I just got back from a workshop on agile processes at OOPSLA2001, where our
conversations included your questions.
1. The backlog needs to be kept simple, so that the customer can assess the
business value of each item by a one or two line description. As a backlog
item becomes higher priority (more likely to be developed in a nearby
Sprint) it's description becomes more and more defined, also supporting more
and more refined estimates. Most project managers and product managers have
lists or Excel spreadsheets that describe "what the system will consist of."
The product backlog subsumes these lists.
2. We spend a lot of the book presenting case studies. Scrum and all of the
agile processes feel immensely different to people starting to employ them,
and they often have trouble believing that they won't spin out of control.
Scrum provides real predictability, as compared to the artificial comfort of
a pert chart, but it take people a while to get use to it. Scrum also
requires collaboration between the business and development team, with the
customer "hands on" driving the project every iteration, or Sprint. This,
too, takes a while to get used to. Customers and team members that dislike
personal accountability are profoundly comfortable with Scrum.
3. A question we asked at the workshop: "When shouldn't you use an Agile
process?". In theory, nowhere we can think of. In practicality, I've run
into the following:
a. The team had such an inadequate development environment and understanding
of basic software engineering principles that we delivered very little
business value the first three Sprints. The customer quite correctly
defunded the project because he felt that the team couldn't do the job. This
was a project failure, but a Scrum success. Scrum made the team's
inadequacies fully visibile to the customer and let him make relevant
b. The project manager was a control freak and couldn't resist telling team
members what to do during the Sprint, going so far as to maintain the Sprint
backlog as a pert chart. He completely undermined self-organization and
hindered the team from meeting its committments to the Sprint goal. We had
to replace the project manager.
Each of these cases failed, but Scrum provided early visibility into the
cause of the failure. The projects would have failed no matter what process
was used, but at least Scrum helped the organization minimize the damages
Since Scrum is a wrapper for any engineering processes, we've been able to
use it for any number of seemingly inappropriate projects, such a
coordinating executive decision making for a business, Y2K release
management and implementation control, and technology selection projects.

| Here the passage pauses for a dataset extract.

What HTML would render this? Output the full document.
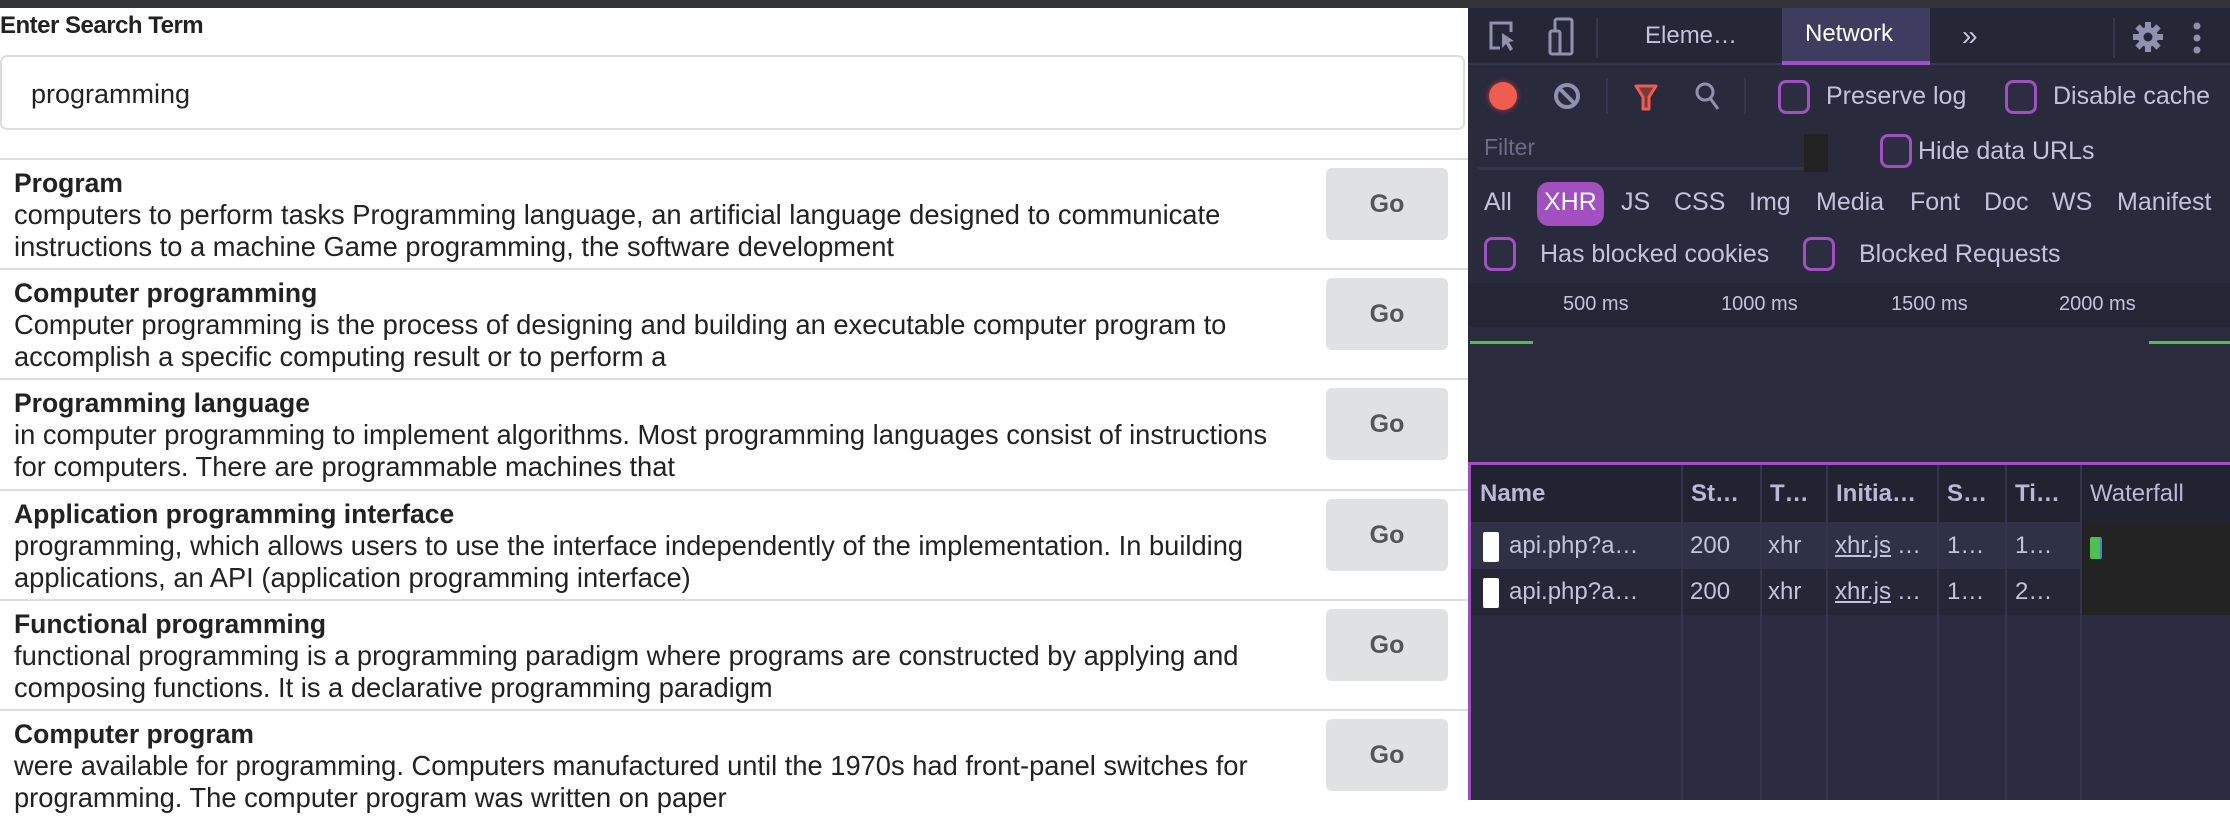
<!DOCTYPE html>
<html><head><style>
*{margin:0;padding:0;box-sizing:border-box}
body{width:2230px;height:800px;overflow:hidden;background:#fff;position:relative;font-family:"Liberation Sans",sans-serif}
.a{position:absolute;white-space:nowrap}
.topbar{left:0;top:0;width:2230px;height:8px;background:#323438}
.lbl{left:0;top:12px;font-size:24px;font-weight:bold;color:#222;letter-spacing:-0.5px}
.inp{left:0;top:55px;width:1465px;height:75px;border:2px solid #ddd;border-radius:7px}
.inp span{position:absolute;left:29px;top:22px;font-size:27px;color:#222}
.row{left:0;width:1468px;height:110px;border-top:2px solid #ddd}
.row .t{position:absolute;left:14px;top:8px;font-size:26.5px;font-weight:bold;color:#222}
.row .d{position:absolute;left:14px;top:39px;font-size:27.3px;color:#222;line-height:32px}
.go{position:absolute;left:1326px;top:8px;width:122px;height:72px;background:#e0e1e2;border-radius:6px;font-size:25px;font-weight:bold;color:#555;text-align:center;line-height:72px}
.dt{left:1468px;top:8px;width:762px;height:792px;background:#292a3c;color:#c2c3dd;font-size:24px}
.dt .a{font-size:24px}
.cb{position:absolute;width:32px;height:34px;border:3px solid #a050c0;border-radius:8px;background:#2c2d40}
.hdr{color:#b8b9d6}
.ty{top:180px;font-size:25px!important}
</style></head><body>
<div class="a topbar"></div>
<div class="a lbl">Enter Search Term</div>
<div class="a inp"><span>programming</span></div>

<div class="a row" style="top:158px"><div class="t">Program</div><div class="d">computers to perform tasks Programming language, an artificial language designed to communicate<br>instructions to a machine Game programming, the software development</div><div class="go">Go</div></div>
<div class="a row" style="top:268px"><div class="t">Computer programming</div><div class="d">Computer programming is the process of designing and building an executable computer program to<br>accomplish a specific computing result or to perform a</div><div class="go">Go</div></div>
<div class="a row" style="top:378px"><div class="t">Programming language</div><div class="d">in computer programming to implement algorithms. Most programming languages consist of instructions<br>for computers. There are programmable machines that</div><div class="go">Go</div></div>
<div class="a row" style="top:489px"><div class="t">Application programming interface</div><div class="d">programming, which allows users to use the interface independently of the implementation. In building<br>applications, an API (application programming interface)</div><div class="go">Go</div></div>
<div class="a row" style="top:599px"><div class="t">Functional programming</div><div class="d">functional programming is a programming paradigm where programs are constructed by applying and<br>composing functions. It is a declarative programming paradigm</div><div class="go">Go</div></div>
<div class="a row" style="top:709px"><div class="t">Computer program</div><div class="d">were available for programming. Computers manufactured until the 1970s had front-panel switches for<br>programming. The computer program was written on paper</div><div class="go">Go</div></div>

<div class="a dt">
 <div class="a" style="left:0;top:0;width:762px;height:57px;background:#262736;border-bottom:2px solid #353650"></div>
 <svg class="a" style="left:20px;top:12px" width="30" height="34" viewBox="0 0 30 34"><path d="M12 28H3V3h20v9" fill="none" stroke="#8f91b0" stroke-width="3"/><path d="M14 13l12 8-5 1 4 7-3 2-4-7-4 4z" fill="#8f91b0"/></svg>
 <svg class="a" style="left:80px;top:9px" width="26" height="40" viewBox="0 0 26 40"><rect x="7" y="2" width="17" height="35" rx="2" fill="none" stroke="#8f91b0" stroke-width="3"/><rect x="2" y="14" width="10" height="23" rx="2" fill="#292a3c" stroke="#8f91b0" stroke-width="3"/></svg>
 <div class="a" style="left:128px;top:10px;width:2px;height:40px;background:#353650"></div>
 <div class="a" style="left:177px;top:14px;color:#c2c3dd">Eleme…</div>
 <div class="a" style="left:314px;top:0;width:148px;height:57px;background:#3f3d5f;border-bottom:4px solid #a050c8"></div>
 <div class="a" style="left:337px;top:12px;color:#fff">Network</div>
 <div class="a" style="left:494px;top:12px;color:#c2c3dd;font-size:28px">»</div>
 <div class="a" style="left:645px;top:10px;width:2px;height:40px;background:#353650"></div>
 <svg class="a" style="left:664px;top:13px" width="32" height="32" viewBox="0 0 32 32"><g fill="#8f91b0"><circle cx="16" cy="16" r="10"/><rect x="13" y="1" width="6" height="30"/><rect x="1" y="13" width="30" height="6"/><rect x="13" y="1" width="6" height="30" transform="rotate(45 16 16)"/><rect x="13" y="1" width="6" height="30" transform="rotate(-45 16 16)"/></g><circle cx="16" cy="16" r="4.5" fill="#262736"/></svg>
 <svg class="a" style="left:724px;top:14px" width="10" height="34"><circle cx="5" cy="4" r="3.5" fill="#8f91b0"/><circle cx="5" cy="16" r="3.5" fill="#8f91b0"/><circle cx="5" cy="28" r="3.5" fill="#8f91b0"/></svg>
 <div class="a" style="left:21px;top:74px;width:28px;height:28px;border-radius:50%;background:#ee5d50;box-shadow:0 0 6px #c04040"></div>
 <svg class="a" style="left:84px;top:73px" width="30" height="30"><circle cx="15" cy="15" r="11" fill="none" stroke="#8f91b0" stroke-width="4"/><path d="M7 7l16 16" stroke="#8f91b0" stroke-width="4"/></svg>
 <div class="a" style="left:138px;top:70px;width:2px;height:36px;background:#353650"></div>
 <svg class="a" style="left:166px;top:76px" width="24" height="28"><path d="M2 2h20l-7 11v12h-6V13z" fill="#7a3a3a" stroke="#ee5d50" stroke-width="3" stroke-linejoin="round"/></svg>
 <svg class="a" style="left:227px;top:74px" width="26" height="30"><circle cx="10" cy="10" r="8" fill="none" stroke="#8f91b0" stroke-width="3"/><path d="M15 16l8 11" stroke="#8f91b0" stroke-width="3"/></svg>
 <div class="a" style="left:276px;top:70px;width:2px;height:36px;background:#353650"></div>
 <div class="cb" style="left:310px;top:72px"></div>
 <div class="a" style="left:358px;top:74px;font-size:25px">Preserve log</div>
 <div class="cb" style="left:537px;top:72px"></div>
 <div class="a" style="left:585px;top:74px;font-size:25px">Disable cache</div>
 <div class="a" style="left:16px;top:126px;color:#6a6c88;font-size:23px">Filter</div>
 <div class="a" style="left:10px;top:159px;width:326px;height:3px;background:#34354c"></div>
 <div class="a" style="left:336px;top:126px;width:24px;height:38px;background:#222"></div>
 <div class="cb" style="left:412px;top:126px"></div>
 <div class="a" style="left:450px;top:129px;font-size:25px">Hide data URLs</div>
 <div class="a" style="left:69px;top:174px;width:67px;height:44px;background:#a24fc0;border-radius:12px"></div>
 <div class="a ty" style="left:16px">All</div>
 <div class="a ty" style="left:76px;color:#fff">XHR</div>
 <div class="a ty" style="left:153px">JS</div>
 <div class="a ty" style="left:206px">CSS</div>
 <div class="a ty" style="left:281px">Img</div>
 <div class="a ty" style="left:348px">Media</div>
 <div class="a ty" style="left:442px">Font</div>
 <div class="a ty" style="left:516px">Doc</div>
 <div class="a ty" style="left:584px">WS</div>
 <div class="a ty" style="left:649px">Manifest</div>
 <div class="cb" style="left:16px;top:229px"></div>
 <div class="a" style="left:72px;top:232px;font-size:25px">Has blocked cookies</div>
 <div class="cb" style="left:335px;top:229px"></div>
 <div class="a" style="left:391px;top:232px;font-size:25px">Blocked Requests</div>
 <div class="a" style="left:0;top:275px;width:762px;height:44px;background:#252636"></div>
 <div class="a" style="left:0;top:319px;width:762px;height:135px;background:#2a2c3e"></div>
 <div class="a" style="top:285px;left:95px;font-size:20px">500 ms</div>
 <div class="a" style="top:285px;left:253px;font-size:20px">1000 ms</div>
 <div class="a" style="top:285px;left:423px;font-size:20px">1500 ms</div>
 <div class="a" style="top:285px;left:591px;font-size:20px">2000 ms</div>
 <div class="a" style="left:2px;top:333px;width:63px;height:3px;background:#4fc050"></div>
 <div class="a" style="left:681px;top:333px;width:81px;height:3px;background:#4fc050"></div>
 <div class="a" style="left:0;top:454px;width:762px;height:3px;background:#9b4fc0"></div>
 <div class="a" style="left:0;top:454px;width:3px;height:338px;background:#9b4fc0"></div>
 <div class="a" style="left:3px;top:457px;width:759px;height:57px;background:#222331"></div>
 <div class="a" style="left:3px;top:514px;width:609px;height:47px;background:#2f3146"></div>
 <div class="a" style="left:3px;top:561px;width:609px;height:46px;background:#252636"></div>
 <div class="a" style="left:612px;top:514px;width:150px;height:93px;background:#232323"></div>
 <div class="a" style="left:3px;top:607px;width:759px;height:185px;background:#2a2b3e"></div>
 <div class="a" style="left:213px;top:457px;width:2px;height:335px;background:#34354c"></div>
 <div class="a" style="left:292px;top:457px;width:2px;height:335px;background:#34354c"></div>
 <div class="a" style="left:358px;top:457px;width:2px;height:335px;background:#34354c"></div>
 <div class="a" style="left:469px;top:457px;width:2px;height:335px;background:#34354c"></div>
 <div class="a" style="left:537px;top:457px;width:2px;height:335px;background:#34354c"></div>
 <div class="a" style="left:612px;top:457px;width:2px;height:335px;background:#34354c"></div>
 <div class="a hdr" style="left:12px;top:472px;font-weight:bold">Name</div>
 <div class="a hdr" style="left:223px;top:472px;font-weight:bold">St…</div>
 <div class="a hdr" style="left:302px;top:472px;font-weight:bold">T…</div>
 <div class="a hdr" style="left:368px;top:472px;font-weight:bold">Initia…</div>
 <div class="a hdr" style="left:479px;top:472px;font-weight:bold">S…</div>
 <div class="a hdr" style="left:547px;top:472px;font-weight:bold">Ti…</div>
 <div class="a hdr" style="left:622px;top:472px">Waterfall</div>
 <div class="a" style="left:15px;top:524px;width:16px;height:30px;background:#fff;border-radius:2px"></div>
 <div class="a" style="left:41px;top:524px">api.php?a…</div>
 <div class="a" style="left:222px;top:524px">200</div>
 <div class="a" style="left:300px;top:524px">xhr</div>
 <div class="a" style="left:367px;top:524px;text-decoration:underline">xhr.js</div><div class="a" style="left:429px;top:524px">…</div>
 <div class="a" style="left:479px;top:524px">1…</div>
 <div class="a" style="left:547px;top:524px">1…</div>
 <div class="a" style="left:15px;top:570px;width:16px;height:30px;background:#fff;border-radius:2px"></div>
 <div class="a" style="left:41px;top:570px">api.php?a…</div>
 <div class="a" style="left:222px;top:570px">200</div>
 <div class="a" style="left:300px;top:570px">xhr</div>
 <div class="a" style="left:367px;top:570px;text-decoration:underline">xhr.js</div><div class="a" style="left:429px;top:570px">…</div>
 <div class="a" style="left:479px;top:570px">1…</div>
 <div class="a" style="left:547px;top:570px">2…</div>
 <div class="a" style="left:622px;top:529px;width:12px;height:22px;background:#4fc050;border-right:2px solid #3a8ad0;border-radius:2px"></div>
</div>
</body></html>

Sent: Monday, October 15, 2001 11:47 AM
Subject: [scrumdevelopment] Misc questions
Now I am done with the report about Scrum. It has been really
interesting to study Scrum. Scrum really have many interesting parts
and aspects, I must say. So I've ordered the book to see if there are
more juicy parts of Scrum :-)
Thanks Ken Schwaber for your terrific answers!
But I have hard dropping the issue so I will continue with my
* Doesn't the backlog become very complex? Is there any possibility
to see how such a "real" backlog is contructed?
* Where is the critique against Scrum? Everything can't be perfect...
* In the faq on www.controlchaos.com the third question is about
failured projects using Scrum. Is there any why of getting
information about these failures? It would be very interesting!